Aurel ( Josep )

Aurélien Froment né le 31 mai 1980 en Ardèche

France

Dessinateur de presse, auteur de bandes dessinées, cinéaste

Josep

NOTE D’INTENTION D’AUREL

BARTOLÍ : J’ai découvert le travail de Josep Bartolí de manière assez fortuite, au cours d’un salon du livre auquel j’étais invité. La couverture du livre que Georges Bartolí a consacré à son oncle Josep m’a saisie. Un croquis de républicain espagnol avachi sur ses béquilles, mi-homme mi-cadavre, d’une puissance singulière. Ce dessin ne pouvait être l’œuvre que d’un dessinateur génial.

Cela me fut confirmé à chaque page : illustrations politiques riches de détails et de sens, critiques du pouvoir, de l’État, de la religion, de la lâcheté des dirigeants internationaux. Et puis les croquis des camps. La force du coup de crayon pour témoigner de cette dramatique séquence honteuse et peu connue de l’histoire du XXe siècle. Le besoin de me plonger dans cette histoire, me l’accaparer, la digérer puis la faire revivre à travers le filtre de mon crayon m’a immédiatement animé…

DU DESSIN À L’ANIMATION : Si d’un côté c’était évidemment mon crayon qui devait rendre hommage à Bartolí, comme dans une forme de mise en abîme du dessin, d’un autre côté, il était évident que cet hommage devait apporter quelque chose de plus. Un mouvement, un son, une musique, une respiration, un rythme. Tout ce qu’il manque au dessin. J’ai su qu’il s’agirait d’un dessin animé. Il fallait redonner vie à Bartolí de la meilleure manière qu’il soit.

DE BARTOLÍ AU DESSINATEUR : Au départ ébloui par tous les aspects de cette vie foisonnante, j’envisageais de travailler sur ce film à travers une approche très biographique : une traversée du XXe siècle de ce personnage aux mille vies… Le premier à mettre en doute cette approche fut Jean-Claude Carrière à qui j’exposais le projet. Pour lui, l’évidence était que l’intérêt de ce projet résidait dans le fait qu’un dessinateur de presse se penche sur la carrière d’un de ses aînés. Après quelques mois de travail et de réflexion – aidé notamment par Serge Lalou – je commençais à y voir plus clair : le sujet du film est le dessin. Bartolí son incarnation.

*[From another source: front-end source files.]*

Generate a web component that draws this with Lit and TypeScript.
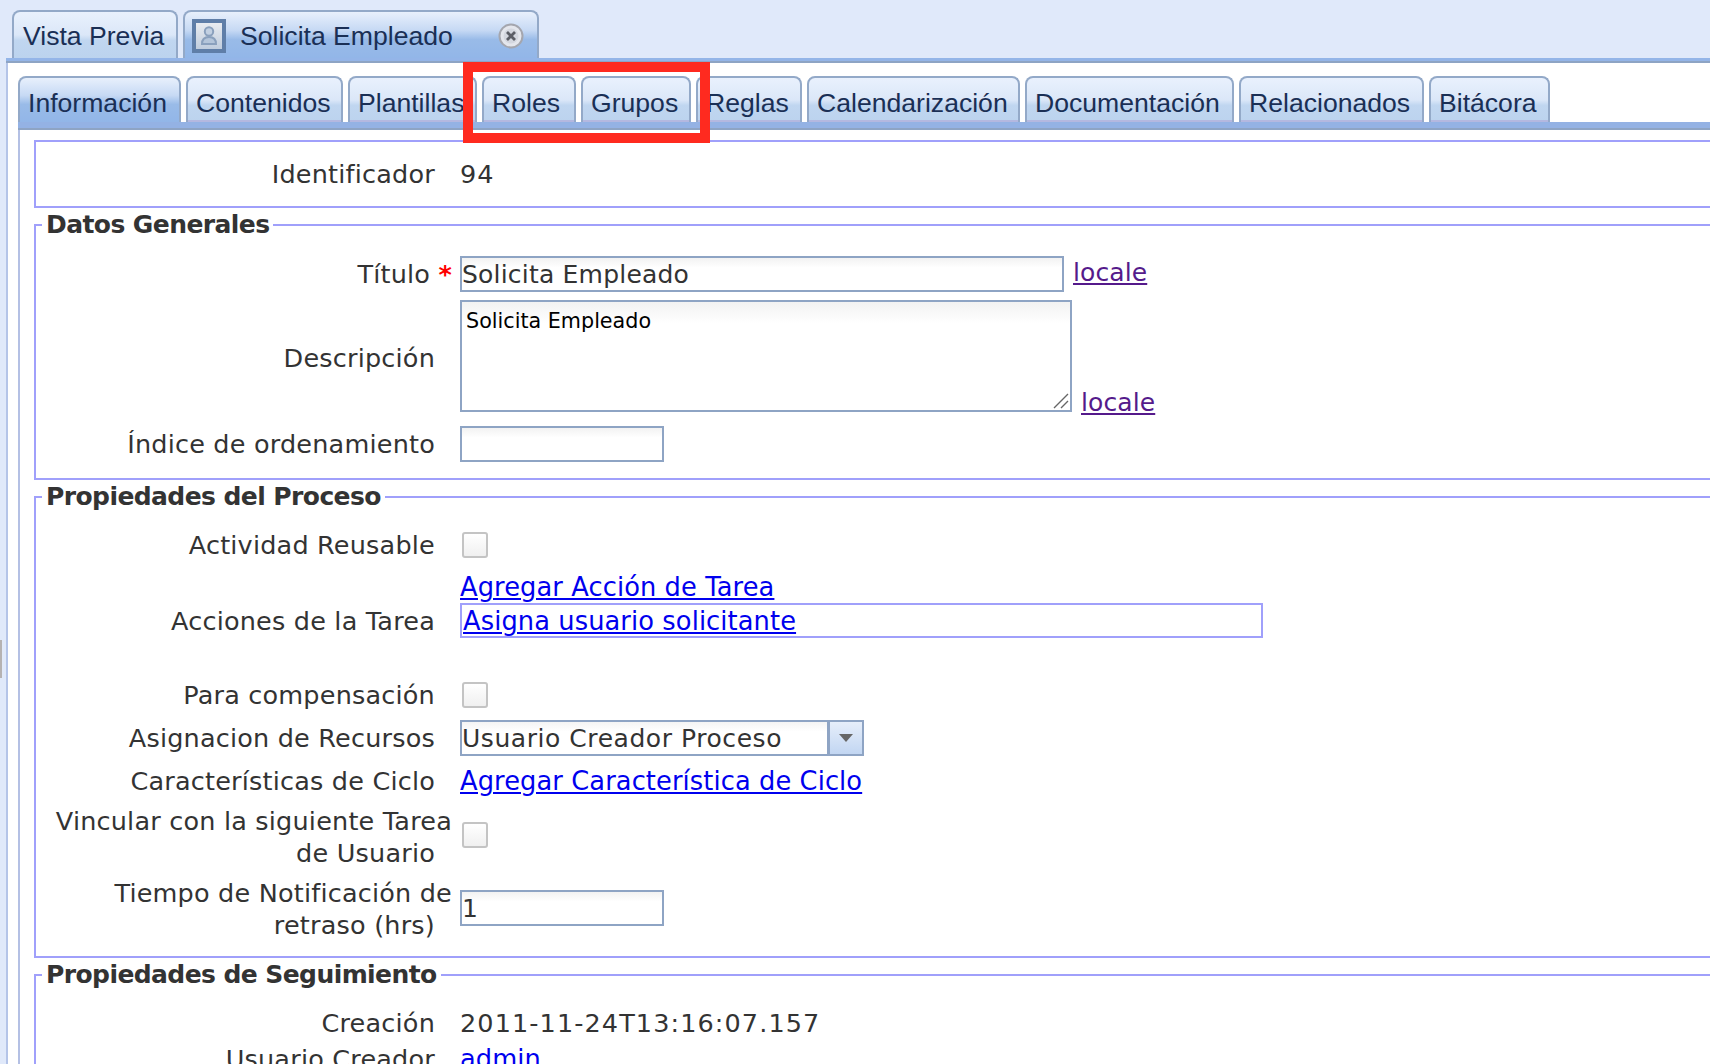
import { LitElement, html, css } from "lit";
import { customElement } from "lit/decorators.js";

const innerTabs = ["Información","Contenidos","Plantillas","Roles","Grupos","Reglas","Calendarización","Documentación","Relacionados","Bitácora"];
const widths = [163,157,129,94,110,106,213,209,185,121];

@customElement("app-root")
export class AppRoot extends LitElement {
  static styles = css`
    :host { display:block; position:relative; width:1710px; height:1064px; overflow:hidden; background:#e0e9fa; font-family:"DejaVu Sans",sans-serif; color:#333; }
    .outer-tabs { display:flex; gap:5px; height:48px; padding:10px 0 0 12px; box-sizing:content-box; }
    .tab { box-sizing:border-box; border:2px solid #93a9c8; border-bottom:0; border-radius:8px 8px 0 0; background:linear-gradient(#e9f1fd,#dbe7f8 50%,#c0d6f0 62%,#bcd3ee); font-family:"Liberation Sans",sans-serif; font-size:26.6px; color:#1a2f55; display:flex; align-items:center; white-space:nowrap; }
    .tab.active { background:linear-gradient(#e8f0fc,#c6d9f4 40%,#99bbe8 60%,#92b6e8); }
    .outer-tabs .tab { padding:2px 0 0 9px; }
    .outer-tabs .tab.active { padding-left:7px; }
    .ico { width:34px; height:34px; margin-right:14px; flex:none; }
    .close { width:26px; height:26px; margin-left:auto; margin-right:13px; }
    .strip { margin-left:6px; background:#94b5e8; border-bottom:2px solid #8ea4c4; box-sizing:content-box; height:3px; }
    .outer-body { margin-left:6px; border-left:2px solid #b4c4e8; background:#fff; height:1010px; padding:13px 0 0 10px; }
    .inner-head { display:flex; gap:5px; height:46px; }
    .inner-head .tab { height:46px; padding:6px 0 0 8px; box-shadow:inset 0 -2px 0 #b4b8e0; }
    .inner-head .tab.active { box-shadow:none; }
    .inner-strip { height:6px; background:#94b2e4; border-bottom:2px solid #8ea4c4; }
    .inner-body { border-left:2px solid #b4c0e4; padding:10px 0 0 14px; height:1000px; }
    fieldset { margin:0 0 1px; width:1800px; box-sizing:border-box; border:2px solid #a0a0fb; padding:0; min-inline-size:auto; }
    legend { padding:0 4px; margin-left:6px; font-weight:bold; font-size:25px; letter-spacing:-.58px; line-height:32px; color:#333; }
    .first { height:68px; margin-bottom:1px; }
    .row { display:grid; grid-template-columns:416px 1fr; column-gap:8px; align-items:center; }
    .label { text-align:right; font-size:25.5px; line-height:32px; letter-spacing:.2px; }
    .label.low { padding-top:4px; }
    .gap { display:inline-block; width:17px; }
    .req { color:#f00; font-weight:bold; }
    .value { display:flex; align-items:center; }
    .stack { display:flex; flex-direction:column; align-items:flex-start; padding:6px 0 39px; }
    .text { font-size:25.5px; letter-spacing:1.1px; }
    .sp11 { height:11px; } .sp12 { height:12px; } .sp14 { height:14px; }
    .end6 { height:6px; } .end13 { height:13px; }
    a { color:#00e; text-decoration:underline; font-size:25.7px; letter-spacing:.1px; line-height:32px; }
    a.v { color:#551a8b; margin-left:9px; font-size:25px; }
    a.v.up { margin-top:-2px; }
    a.v.low { align-self:flex-end; margin-bottom:-7px; }
    .input { box-sizing:border-box; border:2px solid #8ea4c4; background:linear-gradient(#f2f2f2,#fff 30%); font-size:25px; height:36px; line-height:34px; letter-spacing:.2px; color:#333; }
    .input.lift { margin-bottom:2px; }
    .w604 { width:604px; } .w204 { width:204px; }
    .area { position:relative; box-sizing:border-box; border:2px solid #8ea4c4; background:linear-gradient(#f2f2f2,#fff 20%); width:612px; height:112px; font-size:20.7px; color:#000; padding:5px 4px; line-height:28px; }
    .grip { position:absolute; right:1px; bottom:1px; width:16px; height:16px; }
    .check { width:26px; height:26px; margin-left:2px; box-sizing:border-box; border:2px solid #c4c4c4; border-radius:3px; background:linear-gradient(#fff,#f0f0f0); }
    .check.lift { margin-bottom:4px; }
    .action { display:block; box-sizing:border-box; width:803px; height:35px; border:2px solid #a0a0fb; padding-left:1px; line-height:30px; }
    .select { display:flex; box-sizing:border-box; width:404px; height:36px; border:2px solid #8ea4c4; background:linear-gradient(#f4f4f4,#fff 30%); font-size:25px; line-height:34px; letter-spacing:.55px; }
    .select span { flex:1; }
    .btn { width:32px; border-left:3px solid #8ea4c4; background:linear-gradient(#e6eefa,#c2d6f2); display:flex; align-items:center; justify-content:center; }
    .splitter { position:absolute; left:0; top:640px; width:2px; height:38px; background:#b5b2b2; }
    .mark { position:absolute; left:463px; top:62px; width:247px; height:81px; box-sizing:border-box; border:10px solid #ff2a1f; }
  `;

  private row(label: unknown, value: unknown, h: number, cls = "") {
    return html`<div class="row" style="height:${h}px"><div class="label ${cls}">${label}</div><div class="value">${value}</div></div>`;
  }

  render() {
    const pad = html`<span class="gap"></span>`;
    return html`
      <div class="outer-tabs">
        <div class="tab" style="width:166px">Vista Previa</div>
        <div class="tab active" style="width:356px">
          <svg class="ico" viewBox="0 0 34 34">
            <defs><linearGradient id="ig" x1="0" y1="0" x2="0" y2="1"><stop offset="0" stop-color="#eceef2"/><stop offset="1" stop-color="#bccadc"/></linearGradient></defs>
            <rect x="2" y="2" width="30" height="30" fill="url(#ig)" stroke="#5f7ea8" stroke-width="4"/>
            <circle cx="17" cy="12.5" r="4.2" fill="#c2d0e2" stroke="#8aa0bd" stroke-width="2"/>
            <path d="M10 25c0-5 2.8-7 7-7s7 2 7 7z" fill="#b4c5da" stroke="#8aa0bd" stroke-width="2"/>
          </svg>
          Solicita Empleado
          <svg class="close" viewBox="0 0 26 26">
            <circle cx="13" cy="13" r="11.5" fill="#e4e6ec" stroke="#a4a6ae" stroke-width="2"/>
            <circle cx="13" cy="13" r="7.5" fill="#d4d7df"/>
            <path d="M9 9l8 8M17 9l-8 8" stroke="#5c5e66" stroke-width="2.8"/>
          </svg>
        </div>
      </div>
      <div class="strip"></div>
      <div class="outer-body">
        <div class="inner-head">
          ${innerTabs.map((t,i)=>html`<div class="tab ${i===0?"active":""}" style="width:${widths[i]}px">${t}</div>`)}
        </div>
        <div class="inner-strip"></div>
        <div class="inner-body">
          <fieldset class="first">
            ${this.row(html`Identificador${pad}`, html`<span class="text">94</span>`, 64)}
          </fieldset>
          <fieldset>
            <legend>Datos Generales</legend>
            <div class="sp11"></div>
            ${this.row(html`Título <span class="req">*</span>`, html`<div class="input w604">Solicita Empleado</div><a class="v up">locale</a>`, 44)}
            ${this.row(html`Descripción${pad}`, html`<div class="area">Solicita Empleado<svg class="grip" viewBox="0 0 16 16"><path d="M1 15L15 1M8 15l7-7" stroke="#666" stroke-width="1.4"/></svg></div><a class="v low">locale</a>`, 120, "low")}
            ${this.row(html`Índice de ordenamiento${pad}`, html`<div class="input w204"></div>`, 56)}
            <div class="end6"></div>
          </fieldset>
          <fieldset>
            <legend>Propiedades del Proceso</legend>
            <div class="sp12"></div>
            ${this.row(html`Actividad Reusable${pad}`, html`<div class="check"></div>`, 40)}
            ${this.row(html`Acciones de la Tarea${pad}`, html`<div class="stack"><a>Agregar Acción de Tarea</a><div class="action"><a>Asigna usuario solicitante</a></div></div>`, 112)}
            ${this.row(html`Para compensación${pad}`, html`<div class="check"></div>`, 36)}
            ${this.row(html`Asignacion de Recursos${pad}`, html`<div class="select"><span>Usuario Creador Proceso</span><div class="btn"><svg width="16" height="10" viewBox="0 0 16 10"><path d="M1 1h14L8 9z" fill="#666"/></svg></div></div>`, 50)}
            ${this.row(html`Características de Ciclo${pad}`, html`<a>Agregar Característica de Ciclo</a>`, 36)}
            ${this.row(html`Vincular con la siguiente Tarea de Usuario${pad}`, html`<div class="check lift"></div>`, 76)}
            ${this.row(html`Tiempo de Notificación de retraso (hrs)${pad}`, html`<div class="input w204 lift">1</div>`, 68)}
            <div class="end13"></div>
          </fieldset>
          <fieldset>
            <legend>Propiedades de Seguimiento</legend>
            <div class="sp14"></div>
            ${this.row(html`Creación${pad}`, html`<span class="text">2011-11-24T13:16:07.157</span>`, 36)}
            ${this.row(html`Usuario Creador${pad}`, html`<a>admin</a>`, 36)}
          </fieldset>
        </div>
      </div>
      <div class="splitter"></div>
      <div class="mark"></div>
    `;
  }
}
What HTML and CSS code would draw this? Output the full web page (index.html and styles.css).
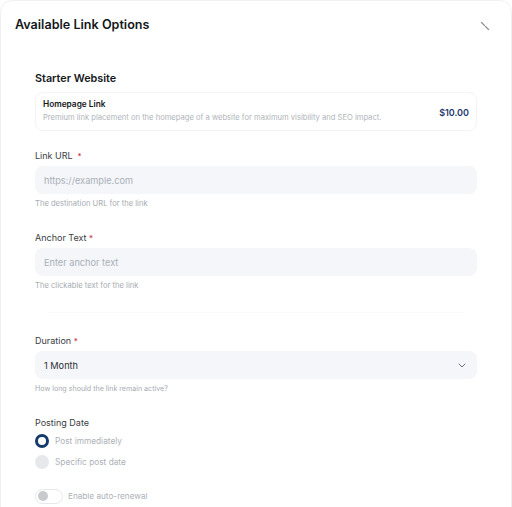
FILE: index.html
```html
<!DOCTYPE html>
<html lang="en">
<head>
<meta charset="utf-8">
<title>Available Link Options</title>
<link rel="stylesheet" href="styles.css">
</head>
<body>
<div class="modal">
  <div class="modal-header">
    <h2 class="modal-title">Available Link Options</h2>
    <button class="close-btn" aria-label="Close">
      <svg width="10" height="10" viewBox="0 0 10 10"><path d="M1.5 1.5 L8.5 8.5" stroke="#8f9297" stroke-width="1.3" stroke-linecap="round"/><path d="M8.5 1.5 L1.5 8.5" stroke="#f4f4f5" stroke-width="1" stroke-linecap="round"/></svg>
    </button>
  </div>
  <div class="modal-body">
    <h3 class="section-title">Starter Website</h3>
    <div class="option-card">
      <div class="option-info">
        <div class="option-name">Homepage Link</div>
        <div class="option-desc">Premium link placement on the homepage of a website for maximum visibility and SEO impact.</div>
      </div>
      <div class="option-price">$10.00</div>
    </div>

    <div class="field field-first">
      <label class="field-label">Link URL <span class="req">&nbsp;*</span></label>
      <div class="input"><span class="placeholder">https://example.com</span></div>
      <div class="helper">The destination URL for the link</div>
    </div>

    <div class="field field-next">
      <label class="field-label">Anchor Text <span class="req">*</span></label>
      <div class="input"><span class="placeholder">Enter anchor text</span></div>
      <div class="helper">The clickable text for the link</div>
    </div>

    <div class="divider"></div>

    <div class="field field-after-divider">
      <label class="field-label">Duration <span class="req">*</span></label>
      <div class="input select"><span class="value">1 Month</span>
        <svg class="chevron" width="8" height="5" viewBox="0 0 8 5"><path d="M1 1 L4 4 L7 1" fill="none" stroke="#6b7079" stroke-width="1" stroke-linecap="round" stroke-linejoin="round"/></svg>
      </div>
      <div class="helper helper-tight">How long should the link remain active?</div>
    </div>

    <div class="field field-next">
      <label class="field-label">Posting Date</label>
      <div class="radio-row first-radio"><span class="radio checked"></span><span class="radio-label">Post immediately</span></div>
      <div class="radio-row second-radio"><span class="radio"></span><span class="radio-label">Specific post date</span></div>
    </div>

    <div class="toggle-row">
      <span class="toggle"><span class="knob"></span></span>
      <span class="toggle-label">Enable auto-renewal</span>
    </div>
  </div>
</div>
</body>
</html>
```
FILE: styles.css
```css
* { box-sizing: border-box; margin: 0; padding: 0; }
html, body { background: #ffffff; }
body {
  font-family: Inter, "Noto Sans", "Liberation Sans", sans-serif;
  color: #1f2328;
  height: 507px;
  overflow: hidden;
}
.modal {
  width: 512px;
  min-height: 560px;
  border: 1px solid #f1f1f3;
  border-radius: 12px;
  background: #fff;
}
.modal-header {
  height: 47px;
  display: flex;
  align-items: center;
  justify-content: space-between;
  padding: 0 21px 0 14px;
}
.modal-title {
  font-size: 12.6px;
  font-weight: 600;
  color: #15171a;
}
.close-btn {
  border: 0;
  background: none;
  width: 10px;
  height: 10px;
  display: flex;
  margin-top: 2px;
}
.modal-body {
  padding: 0 34px;
  display: flex;
  flex-direction: column;
}
.section-title {
  margin-top: 24px;
  font-size: 10.8px;
  line-height: 14px;
  font-weight: 600;
  color: #15171a;
}
.option-card {
  margin-top: 6px;
  border: 1px solid #f3f4f6;
  border-radius: 8px;
  padding: 5px 7px 6px 7px;
  display: flex;
  align-items: center;
  justify-content: space-between;
  box-shadow: 0 1px 2px rgba(0,0,0,0.02);
}
.option-info { display: flex; flex-direction: column; gap: 2px; }
.option-name {
  font-size: 8.3px;
  line-height: 12px;
  font-weight: 600;
  color: #15171a;
}
.option-desc {
  font-size: 7.6px;
  line-height: 12px;
  color: #b0b4ba;
}
.option-price {
  font-size: 9px;
  font-weight: 600;
  color: #1e3a6b;
  margin-top: 2px;
}
.field { display: flex; flex-direction: column; }
.field-first { margin-top: 19px; }
.field-next { margin-top: 23px; }
.field-after-divider { margin-top: 22px; }
.field-label {
  font-size: 9px;
  line-height: 12px;
  color: #3a3d42;
}
.req { color: #c42a3e; font-size: 8px; }
.input {
  margin-top: 4px;
  height: 28px;
  background: #f4f6f9;
  border-radius: 8px;
  display: flex;
  align-items: center;
  padding: 0 9px;
  font-size: 9.2px;
}
.placeholder { color: #aab0b8; }
.value { color: #2c2f34; }
.select { justify-content: space-between; padding-right: 11px; }
.chevron { display: block; }
.helper {
  margin-top: 5px;
  font-size: 7.6px;
  line-height: 10px;
  color: #a6abb2;
}
.helper-tight { font-size: 7.1px; }
.divider {
  margin: 21px 13px 0 13px;
  height: 1px;
  background: #fafafb;
}
.radio-row {
  display: flex;
  align-items: center;
  gap: 6px;
  height: 16px;
}
.first-radio { margin-top: 4px; }
.second-radio { margin-top: 5px; }
.radio {
  width: 14px;
  height: 14px;
  border-radius: 50%;
  background: #e6e8ec;
  flex: none;
}
.radio.checked {
  background: #fff;
  border: 3.5px solid #173a6c;
}
.radio-label {
  font-size: 8.3px;
  color: #adb1b8;
}
.toggle-row {
  margin-top: 18px;
  display: flex;
  align-items: center;
  gap: 5px;
  height: 16px;
}
.toggle {
  width: 28px;
  height: 15px;
  border-radius: 8px;
  border: 1px solid #e5e7eb;
  background: #fff;
  display: flex;
  align-items: center;
  padding-left: 2px;
}
.knob {
  width: 10px;
  height: 10px;
  border-radius: 50%;
  background: #c9cacd;
}
.toggle-label {
  font-size: 8.2px;
  color: #adb1b8;
}
```
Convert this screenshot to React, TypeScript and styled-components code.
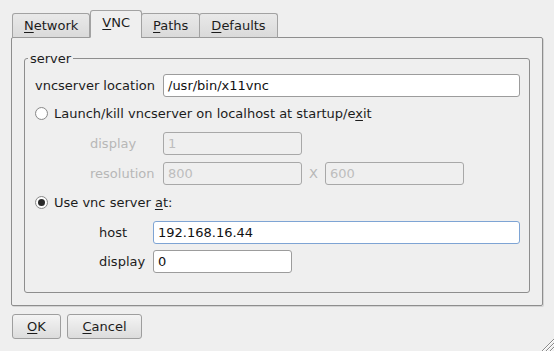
import * as React from "react";
import styled, { createGlobalStyle } from "styled-components";

const GlobalStyle = createGlobalStyle`
  html, body {
    margin: 0;
    padding: 0;
    background: #efefef;
  }
  body {
    font-family: "DejaVu Sans", "Liberation Sans", sans-serif;
    font-size: 13px;
    color: #1c1c1c;
  }
`;

const Window = styled.div`
  position: relative;
  width: 554px;
  height: 351px;
  box-sizing: border-box;
  padding: 11px 11px 0 11px;
  background: #efefef;
  display: flex;
  flex-direction: column;
`;

const TabBar = styled.div`
  display: flex;
  align-items: flex-end;
  height: 27px;
  padding-left: 1px;
  margin-bottom: -1px;
  position: relative;
  z-index: 1;
`;

const Tab = styled.div<{ $active?: boolean }>`
  box-sizing: border-box;
  height: ${(p) => (p.$active ? "28px" : "25px")};
  padding: 0 11px;
  display: flex;
  align-items: center;
  border: 1px solid #a2a2a2;
  border-bottom-color: ${(p) => (p.$active ? "#efefef" : "#9a9a9a")};
  border-radius: 3px 3px 0 0;
  margin-left: ${(p) => (p.$active ? "0" : "-1px")};
  background: ${(p) =>
    p.$active ? "#efefef" : "linear-gradient(#e9e9e9, #dadada)"};
  padding-bottom: ${(p) => (p.$active ? "3px" : "0")};
  &:first-child {
    margin-left: 0;
  }
`;

const U = styled.span`
  text-decoration: underline;
  text-underline-offset: 2px;
`;

const Panel = styled.div`
  box-sizing: border-box;
  border: 1px solid #8e8e8e;
  border-radius: 2px;
  box-shadow: 1px 1px 0 #d4d4d4;
  padding: 13px 12px 12px 12px;
`;

const GroupBox = styled.fieldset`
  margin: 0;
  min-inline-size: 0;
  border: 1px solid #8e8e8e;
  border-radius: 3px;
  padding: 0 9px 19px 10px;
  display: flex;
  flex-direction: column;
`;

const Legend = styled.legend`
  padding: 0 2px;
  margin-left: -7px;
  line-height: 15px;
`;

const Row = styled.div<{ $top: number; $indent?: number; $cols: string }>`
  display: grid;
  grid-template-columns: ${(p) => p.$cols};
  align-items: center;
  margin-top: ${(p) => p.$top}px;
  padding-left: ${(p) => p.$indent ?? 0}px;
`;

const Label = styled.span<{ $disabled?: boolean }>`
  color: ${(p) => (p.$disabled ? "#b7b7b7" : "#1c1c1c")};
  white-space: nowrap;
`;

const Cross = styled.span`
  color: #b7b7b7;
  text-align: center;
`;

const Field = styled.div<{ $disabled?: boolean; $focus?: boolean }>`
  box-sizing: border-box;
  height: 23px;
  display: flex;
  align-items: center;
  padding-left: 4px;
  border: 1px solid
    ${(p) => (p.$focus ? "#7ea4d4" : p.$disabled ? "#a8a8a8" : "#9c9c9c")};
  border-radius: 3px;
  background: ${(p) => (p.$disabled ? "#efefef" : "#ffffff")};
  color: ${(p) => (p.$disabled ? "#bdbdbd" : "#111")};
  white-space: nowrap;
  overflow: hidden;
`;

const RadioRow = styled.label<{ $top: number }>`
  display: flex;
  align-items: center;
  gap: 6px;
  height: 20px;
  margin-top: ${(p) => p.$top}px;
`;

const RadioCircle = styled.span<{ $checked?: boolean }>`
  box-sizing: border-box;
  width: 13px;
  height: 13px;
  border-radius: 50%;
  border: 1px solid #8a8a8a;
  background: radial-gradient(circle, #ffffff 55%, #ececec);
  display: flex;
  align-items: center;
  justify-content: center;
  &::after {
    content: "";
    display: ${(p) => (p.$checked ? "block" : "none")};
    width: 7px;
    height: 7px;
    border-radius: 50%;
    background: #2a2a2a;
  }
`;

const ButtonRow = styled.div`
  display: flex;
  gap: 6px;
  margin-top: 8px;
  padding-left: 1px;
`;

const Button = styled.button<{ $w: number }>`
  box-sizing: border-box;
  width: ${(p) => p.$w}px;
  height: 25px;
  font: inherit;
  color: #1c1c1c;
  border: 1px solid #9e9e9e;
  border-radius: 3px;
  background: linear-gradient(#f4f4f4, #dcdcdc);
  padding: 0;
`;

const Grip = styled.svg`
  position: absolute;
  right: 0;
  bottom: 0;
`;

export default function App(): JSX.Element {
  return (
    <>
      <GlobalStyle />
      <Window>
        <TabBar>
          <Tab>
            <span>
              <U>N</U>etwork
            </span>
          </Tab>
          <Tab $active>
            <span>
              <U>V</U>NC
            </span>
          </Tab>
          <Tab>
            <span>
              <U>P</U>aths
            </span>
          </Tab>
          <Tab>
            <span>
              <U>D</U>efaults
            </span>
          </Tab>
        </TabBar>
        <Panel>
          <GroupBox>
            <Legend>server</Legend>
            <Row $top={8} $cols="128px 1fr">
              <Label>vncserver location</Label>
              <Field>/usr/bin/x11vnc</Field>
            </Row>
            <RadioRow $top={6}>
              <RadioCircle />
              <span>
                Launch/kill vncserver on localhost at startup/e<U>x</U>it
              </span>
            </RadioRow>
            <Row $top={9} $indent={55} $cols="73px 139px">
              <Label $disabled>display</Label>
              <Field $disabled>1</Field>
            </Row>
            <Row $top={7} $indent={55} $cols="73px 139px 23px 139px">
              <Label $disabled>resolution</Label>
              <Field $disabled>800</Field>
              <Cross>X</Cross>
              <Field $disabled>600</Field>
            </Row>
            <RadioRow $top={7}>
              <RadioCircle $checked />
              <span>
                Use vnc server <U>a</U>t:
              </span>
            </RadioRow>
            <Row $top={9} $indent={64} $cols="54px 1fr">
              <Label>host</Label>
              <Field $focus>192.168.16.44</Field>
            </Row>
            <Row $top={6} $indent={64} $cols="54px 139px">
              <Label>display</Label>
              <Field>0</Field>
            </Row>
          </GroupBox>
        </Panel>
        <ButtonRow>
          <Button $w={49}>
            <U>O</U>K
          </Button>
          <Button $w={75}>
            <U>C</U>ancel
          </Button>
        </ButtonRow>
        <Grip width="14" height="14" viewBox="0 0 14 14">
          <g stroke="#8a8a8a" strokeWidth="1">
            <line x1="14" y1="2" x2="2" y2="14" />
            <line x1="14" y1="6" x2="6" y2="14" />
            <line x1="14" y1="10" x2="10" y2="14" />
          </g>
          <g stroke="#ffffff" strokeWidth="1">
            <line x1="14" y1="3" x2="3" y2="14" />
            <line x1="14" y1="7" x2="7" y2="14" />
            <line x1="14" y1="11" x2="11" y2="14" />
          </g>
        </Grip>
      </Window>
    </>
  );
}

L’ART DU RACCOURCI : On demande toujours au dessin de se justifier. Pourquoi choisir ce medium plutôt qu’une photo, de la prise de vue réelle ou un simple texte ? Pour beaucoup, le dessin est une esquisse préparatoire, un croquis explicatif, un pis-aller graphique quand on n’a pas meilleure illustration.Le sujet du film étant le dessin, j’ai choisi d’affirmer la force du dessin pour raconter de manière intrinsèque tout ce qu’une image réelle ne pourrait jamais raconter. Le trait dessiné est au centre de la narration. Même les couleurs sont réduites à leur portion congrue. Le dessin est l’art du raccourci, non pas pour aller plus vite, mais pour raconter une histoire par l’entremise de quelque chose qui n’existe pas dans la nature : le trait (aucune personne, aucun objet, aucun animal n’est cerclé d’un trait noir). C’est une démarche intellectuelle complexe que de gommer les volumes qui nous entourent pour accepter de ne les représenter que par des lignes qui sont absentes de notre univers. Pourtant tout le monde comprend. Je veux dans ce film amener le spectateur à retrouver cette confiance enfantine dans le raccourci du trait pour raconter le monde dans sa complexité.

UN CRI : L’animation est le seul moyen de montrer en quoi le dessin permet de mettre en lumière un défaut, une contradiction, une injustice. De le faire sauter aux yeux du spectateur sans mots, sans délai. De montrer aussi le dessin comme un cri. Un cri qui permet de vivre le monde tel qu’il est, sans être dupe de ce qui n’y tourne pas rond. Un cri poussé dans l’espoir d’améliorer les choses ou qu’elles ne se reproduisent plus. Un cri universel qui, pour Josep, pour moi, passe par une feuille et un crayon.

LE FUSIL OU LE CRAYON : Grâce à ce film, je souhaite interroger la notion d’engagement, de résistance, de témoignage et bien entendu de déracinement. Le résistant est celui qui s’oppose physiquement à l’insupportable, quitte à le payer de sa vie. Le journaliste est celui qui observe et doit préserver sa vie pour pouvoir témoigner. Bartolí a été les deux. Il a pris le crayon quand les armes étaient devenues vaines. Mes grands-pères avaient choisi de prendre les armes quand il le fallait. Moi j’ai le crayon pour raconter ce qui pourrait aller mieux.